I certainly don't disagree with this, perl was basically designed as a shell
scripting replacement as far as I was aware.

It's an interesting dynamic to think about though. Would perl have been as
successful if it hadn't have been as good for short scripts? I think theres a
tendency to try and use the latest language du jour on everything.

The hype cycle labels this as the trough of disillusionment [1]. I don't think
its necessarily deadly in isolation, but there are a few factors that came
together as you point out.

I think you're maybe underestimating the perl 6 split. Around 2008ish when I
was first getting into programming, perl and python were at least neck and
neck for mind share. Perl 6 just sucked all the oxygen out of the room as far
as perl 5 was concerned, but never actually arrived. Without googling I
couldn't even tell you if theres a stable release even now.

[1]
[https://en.m.wikipedia.org/wiki/Hype_cycle](https://en.m.wikipedia.org/wiki/Hype_cycle)

------
eesmith
> (1) ... If I read Python fans on Quora today, it feels like the enthusiast
> PHP community in the early 2000's.

This isn't a useful comparison. If Python fans in the early 2000s were like
PHP enthusiasts at the same time, and Python fans are still enthusiastic while
PHP fans are not, then that gives a rather different interpretation.

That is, one reading of the comment is that Python will follow the PHP
trajectory, just 15 years later. Another is that Python fans have maintained
their enthusiasm far longer than PHP ones have, and that more long-lived
enthusiasm may be indicative of a better language.

Since there are two mostly opposite ways of reading the text, it doesn't make
a useful comparison.

> (2) ... "script kiddie" ... "mainstream educational language"
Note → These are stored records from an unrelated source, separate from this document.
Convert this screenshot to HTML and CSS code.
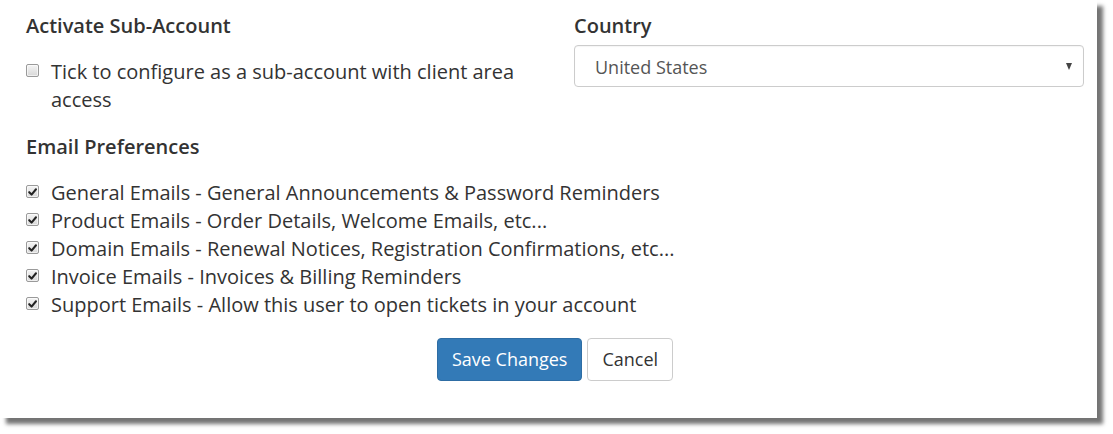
FILE: index.html
```html
<!DOCTYPE html>
<html>
<head>
<meta charset="utf-8">
<link rel="stylesheet" href="styles.css">
</head>
<body>
<div class="panel">
  <div class="row">
    <div class="col">
      <div class="heading">Activate Sub-Account</div>
      <label class="check check-wrap">
        <span class="box"></span>
        <span class="text">Tick to configure as a sub-account with client area access</span>
      </label>
    </div>
    <div class="col">
      <div class="heading">Country</div>
      <div class="select">
        <span class="select-value">United States</span>
        <span class="caret"></span>
      </div>
    </div>
  </div>
  <div class="heading heading-email">Email Preferences</div>
  <div class="list">
    <label class="check"><span class="box checked"><svg viewBox="0 0 12 12" width="12" height="12"><path d="M2.4 6.2 L5 8.8 L9.8 3" fill="none" stroke="#222" stroke-width="2.2" stroke-linecap="round" stroke-linejoin="round"/></svg></span><span class="text">General Emails - General Announcements &amp; Password Reminders</span></label>
    <label class="check"><span class="box checked"><svg viewBox="0 0 12 12" width="12" height="12"><path d="M2.4 6.2 L5 8.8 L9.8 3" fill="none" stroke="#222" stroke-width="2.2" stroke-linecap="round" stroke-linejoin="round"/></svg></span><span class="text">Product Emails - Order Details, Welcome Emails, etc...</span></label>
    <label class="check"><span class="box checked"><svg viewBox="0 0 12 12" width="12" height="12"><path d="M2.4 6.2 L5 8.8 L9.8 3" fill="none" stroke="#222" stroke-width="2.2" stroke-linecap="round" stroke-linejoin="round"/></svg></span><span class="text">Domain Emails - Renewal Notices, Registration Confirmations, etc...</span></label>
    <label class="check"><span class="box checked"><svg viewBox="0 0 12 12" width="12" height="12"><path d="M2.4 6.2 L5 8.8 L9.8 3" fill="none" stroke="#222" stroke-width="2.2" stroke-linecap="round" stroke-linejoin="round"/></svg></span><span class="text">Invoice Emails - Invoices &amp; Billing Reminders</span></label>
    <label class="check"><span class="box checked"><svg viewBox="0 0 12 12" width="12" height="12"><path d="M2.4 6.2 L5 8.8 L9.8 3" fill="none" stroke="#222" stroke-width="2.2" stroke-linecap="round" stroke-linejoin="round"/></svg></span><span class="text">Support Emails - Allow this user to open tickets in your account</span></label>
  </div>
  <div class="actions">
    <button class="btn btn-primary">Save Changes</button>
    <button class="btn btn-default">Cancel</button>
  </div>
</div>
</body>
</html>
```
FILE: styles.css
```css
html, body {
  margin: 0;
  padding: 0;
  background: #fff;
}
body {
  font-family: "Open Sans", "Liberation Sans", sans-serif;
  font-size: 20px;
  line-height: 28px;
  color: #333;
  min-height: 434px;
}
.panel {
  width: 1097px;
  height: 418px;
  box-sizing: border-box;
  background: #fff;
  padding: 12px 13px 0 26px;
  box-shadow: 6px 6px 4px rgba(0, 0, 0, 0.55);
}
.row {
  display: grid;
  grid-template-columns: 510px 510px;
  column-gap: 38px;
}
.heading {
  font-weight: 600;
  color: #333;
}
.check {
  display: flex;
  align-items: flex-start;
  gap: 12px;
}
.check-wrap {
  margin-top: 18px;
}
.box {
  flex: none;
  width: 11px;
  height: 11px;
  margin-top: 6px;
  border: 1px solid #9a9a9a;
  border-radius: 2px;
  background: linear-gradient(#f4f4f4, #d8d8d8);
  box-shadow: inset 0 0 0 1px rgba(255,255,255,0.6);
  display: flex;
  align-items: center;
  justify-content: center;
}
.box.checked svg {
  display: block;
}
.select {
  margin-top: 5px;
  height: 42px;
  box-sizing: border-box;
  border: 1px solid #ccc;
  border-radius: 4px;
  display: flex;
  align-items: center;
  justify-content: space-between;
  padding: 2px 11px 0 20px;
  color: #555;
  font-size: 18px;
  box-shadow: inset 0 1px 1px rgba(0,0,0,0.04);
}
.caret {
  width: 0;
  height: 0;
  border-left: 3.5px solid transparent;
  border-right: 3.5px solid transparent;
  border-top: 7px solid #444;
  margin-top: -1px;
}
.heading-email {
  margin-top: 19px;
}
.list {
  margin-top: 18px;
  display: flex;
  flex-direction: column;
}
.actions {
  margin-top: 19px;
  display: flex;
  justify-content: center;
  gap: 5px;
  width: 1058px;
}
.btn {
  font-family: "Open Sans", "Liberation Sans", sans-serif;
  font-size: 18px;
  height: 43px;
  border-radius: 4px;
  border: 1px solid;
  padding: 0 14px 2px;
  cursor: pointer;
}
.btn-primary {
  background: #337ab7;
  border-color: #2e6da4;
  color: #fff;
}
.btn-default {
  background: #fff;
  border-color: #ccc;
  color: #333;
}
```
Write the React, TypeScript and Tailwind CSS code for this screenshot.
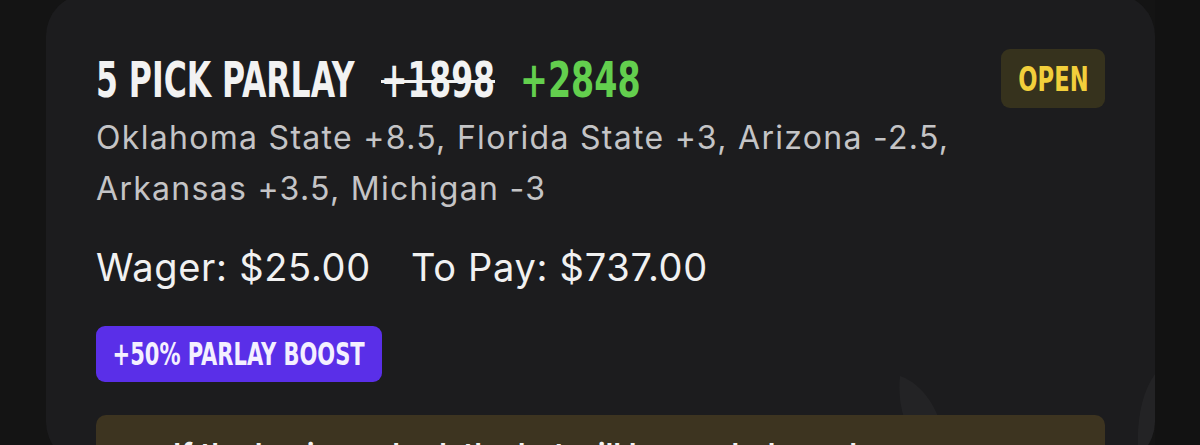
import React from "react"

const narrow = "font-['Liberation_Sans_Narrow','DejaVu_Sans_Condensed',sans-serif] font-bold"
const body = "font-['Inter','Liberation_Sans',sans-serif]"

export default function App() {
  return (
    <div className="w-[1200px] h-[445px] overflow-hidden bg-[#141414] flex">
      <div className="relative ml-[46px] -mt-[6px] w-[1109px] h-[470px] rounded-[42px] bg-[#1c1c1e] px-[50px] pt-[55px] overflow-hidden">
        {/* faint logo watermark */}
        <svg className="absolute left-[848px] top-[380px] w-[120px] h-[90px]" viewBox="0 0 120 90" fill="#ffffff" fillOpacity={0.03}>
          <path d="M6 2 C30 10 50 40 52 80 L40 90 C18 70 2 40 6 2 Z" />
          <path d="M52 80 C60 50 80 40 110 44 C100 70 80 86 52 90 Z" />
        </svg>
        <svg className="absolute left-[1085px] top-[380px] w-[30px] h-[90px]" viewBox="0 0 30 90" fill="#ffffff" fillOpacity={0.03}>
          <path d="M24 0 C10 20 4 50 8 90 L30 90 L30 0 Z" />
        </svg>

        <div className="relative flex justify-between items-start">
          <div className="flex flex-col">
            <div className="mt-[4px] flex items-baseline text-[50px] leading-none whitespace-nowrap">
              <div className="w-[256px]">
                <span className={`${narrow} inline-block origin-left scale-x-[0.70] text-[#f2f2f2]`}>5 PICK PARLAY</span>
              </div>
              <div className="ml-[29px] w-[111px]">
                <span className={`${narrow} inline-block origin-left scale-x-[0.70] text-[#f2f2f2] line-through decoration-[3px]`}>+1898</span>
              </div>
              <div className="ml-[28px] w-[116px]">
                <span className={`${narrow} inline-block origin-left scale-x-[0.74] text-[#63cf4e]`}>+2848</span>
              </div>
            </div>
            <p className={`${body} mt-[7px] w-[900px] text-[32px] tracking-[1.3px] leading-[51px] text-[#c4c4c6]`}>
              Oklahoma State +8.5, Florida State +3, Arizona -2.5,
              <br />
              Arkansas +3.5, Michigan -3
            </p>
          </div>
          <div className="w-[104px] h-[59px] rounded-[9px] bg-[#36321d] flex items-center justify-center">
            <span className={`${narrow} inline-block scale-x-[0.74] text-[34px] leading-none text-[#f2cf3b]`}>OPEN</span>
          </div>
        </div>

        <div className={`${body} relative mt-[34px] flex gap-[40px] text-[38px] tracking-[0.7px] leading-none text-[#f1f1f1]`}>
          <span>Wager: $25.00</span>
          <span>To Pay: $737.00</span>
        </div>

        <div className="relative mt-[40px] w-[286px] h-[56px] rounded-[9px] bg-[#5a2fe8] flex items-center justify-center">
          <span className={`${narrow} inline-block scale-x-[0.73] text-[32px] leading-none text-[#f4f0ff] whitespace-nowrap`}>+50% PARLAY BOOST</span>
        </div>

        <div className="relative mt-[33px] h-[120px] rounded-[10px] bg-[#3d3420] pl-[77px] pt-[24px]">
          <p className={`${body} text-[30px] font-semibold leading-none text-[#f2f2f2]`}>
            If the leg is pushed, the bet will be graded as a loss.
          </p>
        </div>
      </div>
      <div className="flex-1 bg-[#121212]" />
    </div>
  )
}
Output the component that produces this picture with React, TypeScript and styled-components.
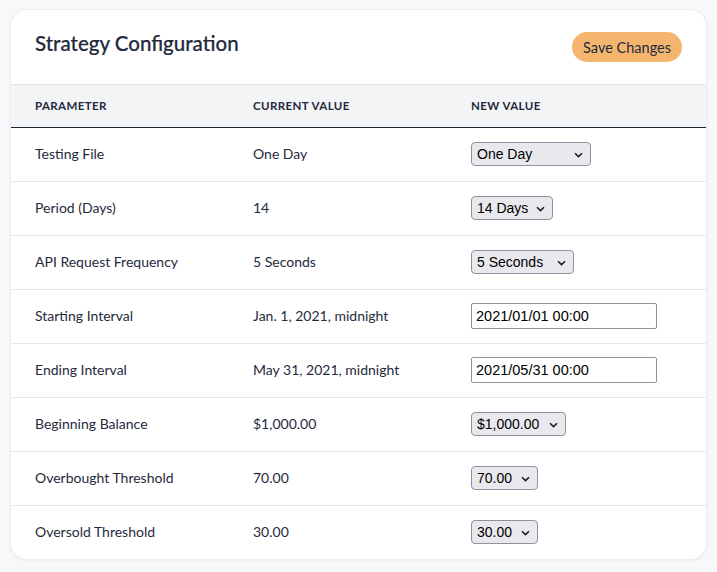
import { createGlobalStyle, styled } from "styled-components";

const GlobalStyle = createGlobalStyle`
  html, body {
    margin: 0;
    background: #f7f8fa;
  }
  body {
    padding: 10px 11px;
    font-family: Lato, "Noto Sans", sans-serif;
    color: #1f2a3c;
  }
`;

const Card = styled.div`
  background: #ffffff;
  border-radius: 16px;
  box-shadow: 0 0 0 1px #eceef1, 0 1px 4px rgba(15, 23, 42, 0.08);
  overflow: hidden;
`;

const Header = styled.div`
  display: flex;
  justify-content: space-between;
  align-items: flex-start;
  padding: 21px 24px 22px 24px;
  border-bottom: 1px solid #e3e5e9;
`;

const Title = styled.h2`
  margin: 0;
  font-size: 20.5px;
  line-height: 24px;
  font-weight: 500;
  -webkit-text-stroke: 0.2px #1f2a3c;
  color: #1f2a3c;
`;

const SaveButton = styled.button`
  height: 30px;
  padding: 0 11px;
  margin-top: 1px;
  border: none;
  border-radius: 15px;
  background: #f4b66f;
  color: #1f2a3c;
  font-family: Lato, "Noto Sans", sans-serif;
  font-size: 14.5px;
  cursor: pointer;
`;

const Table = styled.table`
  width: 100%;
  border-collapse: collapse;
`;

const HeadRow = styled.tr`
  background: #f3f4f6;
  border-bottom: 1.5px solid #1f2433;
`;

const Th = styled.th<{ $w?: number }>`
  width: ${(p) => (p.$w ? `${p.$w}px` : "auto")};
  height: 42px;
  padding: 0 0 0 24px;
  text-align: left;
  font-size: 11.5px;
  font-weight: 700;
  letter-spacing: 0.4px;
  text-transform: uppercase;
  color: #1f2a3c;
  box-sizing: border-box;
`;

const Row = styled.tr`
  border-bottom: 1px solid #e5e7eb;
  &:last-child {
    border-bottom: none;
  }
`;

const Td = styled.td`
  height: 52px;
  padding: 0 0 1px 24px;
  font-size: 14px;
  color: #1f2a3c;
`;

const SelectWrap = styled.span`
  position: relative;
  display: inline-block;
  vertical-align: middle;
`;

const Select = styled.select<{ $w: number }>`
  appearance: none;
  width: ${(p) => p.$w}px;
  height: 24px;
  padding: 0 20px 0 5px;
  border: 1px solid #8f8f9d;
  border-radius: 4px;
  background: #e9e9ed;
  font-family: "Liberation Sans", Arial, sans-serif;
  font-size: 14px;
  color: #000;
`;

const Chevron = styled.svg`
  position: absolute;
  right: 8px;
  top: 10px;
  pointer-events: none;
`;

const TextInput = styled.input`
  width: 186px;
  height: 26px;
  box-sizing: border-box;
  padding: 0 4px;
  border: 1px solid #8f8f9d;
  border-radius: 2px;
  background: #fff;
  font-family: "Liberation Sans", Arial, sans-serif;
  font-size: 14.5px;
  color: #000;
  vertical-align: middle;
`;

type Field =
  | { kind: "select"; value: string; width: number }
  | { kind: "input"; value: string };

const rows: { param: string; current: string; field: Field }[] = [
  { param: "Testing File", current: "One Day", field: { kind: "select", value: "One Day", width: 120 } },
  { param: "Period (Days)", current: "14", field: { kind: "select", value: "14 Days", width: 82 } },
  { param: "API Request Frequency", current: "5 Seconds", field: { kind: "select", value: "5 Seconds", width: 103 } },
  { param: "Starting Interval", current: "Jan. 1, 2021, midnight", field: { kind: "input", value: "2021/01/01 00:00" } },
  { param: "Ending Interval", current: "May 31, 2021, midnight", field: { kind: "input", value: "2021/05/31 00:00" } },
  { param: "Beginning Balance", current: "$1,000.00", field: { kind: "select", value: "$1,000.00", width: 95 } },
  { param: "Overbought Threshold", current: "70.00", field: { kind: "select", value: "70.00", width: 67 } },
  { param: "Oversold Threshold", current: "30.00", field: { kind: "select", value: "30.00", width: 67 } },
];

function FieldControl({ field }: { field: Field }) {
  if (field.kind === "input") {
    return <TextInput type="text" defaultValue={field.value} />;
  }
  return (
    <SelectWrap>
      <Select $w={field.width} defaultValue={field.value}>
        <option>{field.value}</option>
      </Select>
      <Chevron width="9" height="6" viewBox="0 0 9 6">
        <path d="M1 1.2 L4.5 4.6 L8 1.2" fill="none" stroke="#1a1a1a" strokeWidth="1.5" />
      </Chevron>
    </SelectWrap>
  );
}

export default function App() {
  return (
    <>
      <GlobalStyle />
      <Card>
        <Header>
          <Title>Strategy Configuration</Title>
          <SaveButton>Save Changes</SaveButton>
        </Header>
        <Table>
          <thead>
            <HeadRow>
              <Th $w={218}>Parameter</Th>
              <Th $w={218}>Current Value</Th>
              <Th>New Value</Th>
            </HeadRow>
          </thead>
          <tbody>
            {rows.map((r) => (
              <Row key={r.param}>
                <Td>{r.param}</Td>
                <Td>{r.current}</Td>
                <Td>
                  <FieldControl field={r.field} />
                </Td>
              </Row>
            ))}
          </tbody>
        </Table>
      </Card>
    </>
  );
}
As a reminder, in the 19990s and 2000s, Java was the mainstream education
language.

> (3) ... "its whitespace-based syntax is really annoying (see Garry Taylor's
> answer ..."

Taylor's answer asserts without proof that "I think for real code, Python’s
whitespace idea really, really doesn’t work. / It’s a pain to refactor,
lambdas can only be one line (!), and just doesn’t present benefits."

As a proof-by-example, there are 500K Python code bases, like NumPy+SciPy.

PyCharm include automatic Python refactoring operations.

In practice, I have not found the lack of multi-line lambdas to be a problem.
When my lambdas get to be that large, I tend to replace the code with
something more declarative than functional, because I find it easier to
understand. But at this point it's a personal view.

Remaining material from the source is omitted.